Sky profits to fall as it spends to counter rivals
BSkyB has warned that operating profits will take a hit of up to £70m next year as it invests in on-demand services and technology in the pay-TV and broadband wars with rivals from BT to NetFlix.
Jeremy Darroch, the chief executive, is offering customers an internet-enabled TV set-top box for its cut-price service, Now TV, for just £10, as Sky aims to combat the threat from low-cost streaming websites.
Mr Darroch played down fears that consumers are cutting back on premium services such as Sky Sports and Sky Movies, but acknowledged that rivals such as NetFlix and LoveFilm, which charge as little as £5 a month, meant that "we're seeing the market segment a bit", with a wider range of offerings.

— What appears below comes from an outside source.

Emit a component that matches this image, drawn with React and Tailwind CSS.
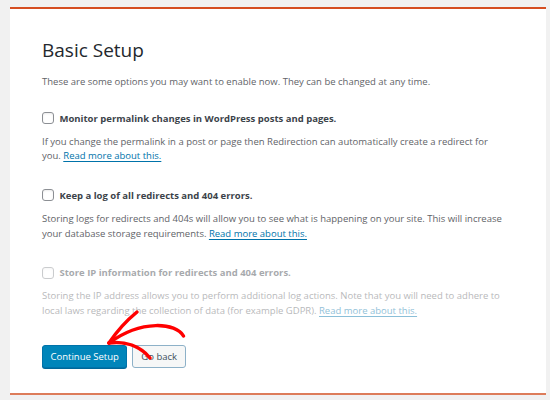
import React from 'react';

const Option = ({ label, children, disabled, className = '' }) => (
    <div className={`${disabled ? 'opacity-45' : ''} ${className}`}>
        <label className="flex items-center gap-[5.5px] h-[15px]">
            <span className="w-[12px] h-[12px] shrink-0 rounded-[3px] border border-[#8c8f94] bg-white shadow-[inset_0_1px_2px_rgba(0,0,0,0.08)]" />
            <span className="text-[9.5px] leading-[15px] font-bold text-[#3c434a]">{label}</span>
        </label>
        <p className="mt-[9.25px] text-[9.5px] leading-[14.5px] text-[#5f6368]">{children}</p>
    </div>
);

const ReadMore = () => (
    <a href="#" className="text-[#0073aa] underline underline-offset-[1.5px]">Read more about this.</a>
);

export default function App() {
    return (
        <div className="relative w-[550px] h-[400px] overflow-hidden bg-[#f1f1f1] pt-[7px] pl-[10px] pr-[4px] pb-[5px] font-['Open_Sans',sans-serif]">
            <div className="h-full bg-white border-t-2 border-b-2 border-t-[#d54e21] border-b-[#dd7c5a] pl-[32px] pt-[29px]">
                <h1 className="text-[19px] leading-[24px] font-normal text-[#23282d]">Basic Setup</h1>
                <p className="mt-[11.5px] text-[9.5px] leading-[15px] text-[#5f6368]">
                    These are some options you may want to enable now. They can be changed at any time.
                </p>

                <div className="w-[462px]">
                    <Option className="mt-[22px]" label="Monitor permalink changes in WordPress posts and pages.">
                        If you change the permalink in a post or page then Redirection can automatically create a redirect for you. <ReadMore />
                    </Option>

                    <Option className="mt-[24px]" label="Keep a log of all redirects and 404 errors.">
                        Storing logs for redirects and 404s will allow you to see what is happening on your site. This will increase your database storage requirements. <ReadMore />
                    </Option>

                    <Option className="mt-[24px]" disabled label="Store IP information for redirects and 404 errors.">
                        Storing the IP address allows you to perform additional log actions. Note that you will need to adhere to local laws regarding the collection of data (for example GDPR). <ReadMore />
                    </Option>
                </div>

                {/* Actions */}
                <div className="mt-[27px] flex gap-[5px]">
                    <button className="h-[23px] px-[7.5px] rounded-[3px] border border-[#0073aa] bg-[#0085ba] text-white text-[9.5px] shadow-[0_1px_0_#006799]">
                        Continue Setup
                    </button>
                    <button className="h-[23px] px-[8px] rounded-[3px] border border-[#8db1c8] bg-[#f6f7f7] text-[#3c4f5c] text-[9.5px]">
                        Go back
                    </button>
                </div>
            </div>

            {/* red hand-drawn arrow */}
            <svg className="absolute inset-0 pointer-events-none" width="550" height="400" viewBox="0 0 550 400" fill="none">
                <g stroke="#ff0000" strokeWidth="3.5" strokeLinecap="round" strokeLinejoin="round">
                    <path d="M183.5 336 C176 323, 142 319, 109 343" />
                    <path d="M137 312 Q121 325, 109 343" />
                    <path d="M109 343 C125 341, 140 346, 150 358" />
                </g>
            </svg>
        </div>
    );
}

He said Sky had seen an "explosion" in customers wanting to watch on-demand content, with downloads up fivefold in a year. The number of people connecting their Sky+ HD box to the internet has jumped by 1.7 million to 2.7 million.

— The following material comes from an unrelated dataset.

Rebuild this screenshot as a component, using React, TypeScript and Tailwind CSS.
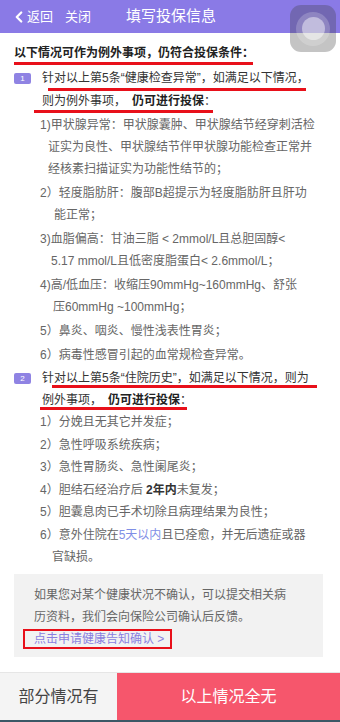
import { ChevronLeft } from 'lucide-react';

type Item = { lines: React.ReactNode[]; indent: string };

const s1Items: Item[] = [
  {
    lines: ['1)甲状腺异常：甲状腺囊肿、甲状腺结节经穿刺活检', '证实为良性、甲状腺结节伴甲状腺功能检查正常并', '经核素扫描证实为功能性结节的；'],
    indent: 'pl-[8px]',
  },
  { lines: ['2）轻度脂肪肝：腹部B超提示为轻度脂肪肝且肝功', '能正常；'], indent: 'pl-[14px]' },
  { lines: ['3)血脂偏高：甘油三脂 < 2mmol/L且总胆固醇<', '5.17 mmol/L且低密度脂蛋白< 2.6mmol/L；'], indent: 'pl-[11px]' },
  { lines: ['4)高/低血压：收缩压90mmHg~160mmHg、舒张', '压60mmHg ~100mmHg；'], indent: 'pl-[13px]' },
  { lines: ['5）鼻炎、咽炎、慢性浅表性胃炎；'], indent: '' },
  { lines: ['6）病毒性感冒引起的血常规检查异常。'], indent: '' },
];

const s2Items: Item[] = [
  { lines: ['1）分娩且无其它并发症；'], indent: '' },
  { lines: ['2）急性呼吸系统疾病；'], indent: '' },
  { lines: ['3）急性胃肠炎、急性阑尾炎；'], indent: '' },
  {
    lines: [
      <>
        4）胆结石经治疗后 <b className="font-bold text-[#333]">2年内</b>未复发；
      </>,
    ],
    indent: '',
  },
  { lines: ['5）胆囊息肉已手术切除且病理结果为良性；'], indent: '' },
  {
    lines: [
      <>
        6）意外住院在<span className="text-[#7f8fe6]">5天以内</span>且已痊愈，并无后遗症或器
      </>,
      '官缺损。',
    ],
    indent: 'pl-[12px]',
  },
];

function ItemList({ items, gap }: { items: Item[]; gap: string }) {
  return (
    <div className="text-[#666]">
      {items.map((item, i) => (
        <div key={i} className={i === 0 ? '' : gap}>
          {item.lines.map((line, j) => (
            <div key={j} className={`h-[22px] leading-[22px] whitespace-nowrap ${j > 0 ? item.indent : ''}`}>
              {line}
            </div>
          ))}
        </div>
      ))}
    </div>
  );
}

function Badge({ n }: { n: number }) {
  return (
    <div className="w-[28px] shrink-0">
      <div className="mt-[6px] flex h-[11px] w-[17px] items-center justify-center rounded-[2px] bg-[#8f83e3] text-[8px] leading-none text-white">
        {n}
      </div>
    </div>
  );
}

export default function App() {
  return (
    <div className="relative flex h-[722px] w-[340px] flex-col overflow-hidden bg-white font-['Liberation_Sans','Noto_Sans_CJK_SC',sans-serif] text-[12px]">
      {/* header */}
      <div className="flex h-[33px] shrink-0 items-center bg-[#8a7ae6] text-white">
        <ChevronLeft className="ml-[10px] h-[18px] w-[18px]" strokeWidth={3} />
        <span className="ml-[-1px] text-[13px]">返回</span>
        <span className="ml-[12px] text-[13px]">关闭</span>
        <span className="ml-[35px] text-[15px]">填写投保信息</span>
      </div>

      {/* floating assistive button */}
      <div className="absolute left-[290px] top-[5px] flex h-[47px] w-[46px] items-center justify-center rounded-[11px] bg-[#3c3c3c]/30">
        <div className="flex h-[34px] w-[34px] items-center justify-center rounded-full bg-white/20">
          <div className="h-[23px] w-[23px] rounded-full bg-white/45" />
        </div>
      </div>

      <div className="flex-1 px-[14px]">
        {/* title */}
        <div className="relative mt-[9px] h-[22px] leading-[22px] font-bold text-[#222]">
          以下情况可作为例外事项，仍符合投保条件：
          <div className="absolute left-0 top-[20px] h-[3px] w-[239px] bg-[#e8101a]" />
        </div>

        {/* section 1 */}
        <div className="mt-[3px] flex">
          <Badge n={1} />
          <div className="flex-1">
            <div className="relative h-[23px] leading-[22px] whitespace-nowrap text-[#333]">
              针对以上第5条“健康检查异常”，如满足以下情况，
              <div className="absolute left-[6px] top-[21px] h-[3px] w-[258px] bg-[#e8101a]" />
            </div>
            <div className="relative h-[22px] leading-[22px] whitespace-nowrap text-[#333]">
              则为例外事项，<b className="ml-[6px] font-bold text-[#222]">仍可进行投保</b>：
              <div className="absolute left-[-8px] top-[20px] h-[3px] w-[179px] bg-[#e8101a]" />
            </div>
            <div className="mt-[2px] ml-[-2px]">
              <ItemList items={s1Items} gap="mt-[2px]" />
            </div>
          </div>
        </div>

        {/* section 2 */}
        <div className="mt-[1px] flex">
          <Badge n={2} />
          <div className="flex-1">
            <div className="relative h-[22px] leading-[22px] whitespace-nowrap text-[#333]">
              针对以上第5条“住院历史”，如满足以下情况，则为
              <div className="absolute left-[10px] top-[18px] h-[3px] w-[265px] bg-[#e8101a]" />
            </div>
            <div className="relative h-[22px] leading-[22px] whitespace-nowrap text-[#333]">
              例外事项，<b className="ml-[6px] font-bold text-[#222]">仍可进行投保</b>：
              <div className="absolute left-[-2px] top-[18px] h-[3px] w-[147px] bg-[#e8101a]" />
            </div>
            <div className="ml-[-2px]">
              <ItemList items={s2Items} gap="mt-[0.5px]" />
            </div>
          </div>
        </div>

        {/* notice box */}
        <div className="mt-[6px] w-[309px] bg-[#f2f2f2] pb-[7px] pl-[20px] pt-[10px] text-[#666]">
          <div className="h-[22px] leading-[22px] whitespace-nowrap">如果您对某个健康状况不确认，可以提交相关病</div>
          <div className="h-[22px] leading-[22px] whitespace-nowrap">历资料，我们会向保险公司确认后反馈。</div>
          <div className="h-[22px] leading-[22px]">
            <span className="relative text-[#8a7fe0]">
              点击申请健康告知确认 &gt;
              <span className="absolute bottom-[-3px] left-[-11px] right-[-8px] top-[-3px] border-2 border-[#e8101a]" />
            </span>
          </div>
        </div>
      </div>

      {/* bottom bar */}
      <div className="flex h-[50px] shrink-0 border-b-2 border-t border-b-[#3b5866] border-t-[#e6e6e6] text-[16px]">
        <div className="flex w-[117px] items-center justify-center bg-[#f4f4f4] text-[#444]">部分情况有</div>
        <div className="flex flex-1 items-center justify-center bg-[#f6566c] text-white">以上情况全无</div>
      </div>
    </div>
  );
}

Sky's investment in hardware will result in a hit of £60m to £70m on operating profit in the next financial year to June 2014. The impact will be "broadly neutral" in 2015, before boosting profits in 2016.
Sky shares fell 3 per cent to 822p, despite announcing a £500m buyback.
Mr Darroch faces challenges on several fronts, with BT declaring yesterday that it had signed up 500,000 for its Premier League football coverage. He would not say if Sky Sports' estimated 5 million subscriber base has been affected, but described an 11 per cent jump in group revenues in the last quarter as "better than shabby".
Its annual operating profits rose 9 per cent to £1.33bn. Revenues rose 7 per cent to £7.23bn, while the dividend was increased by 18 per cent.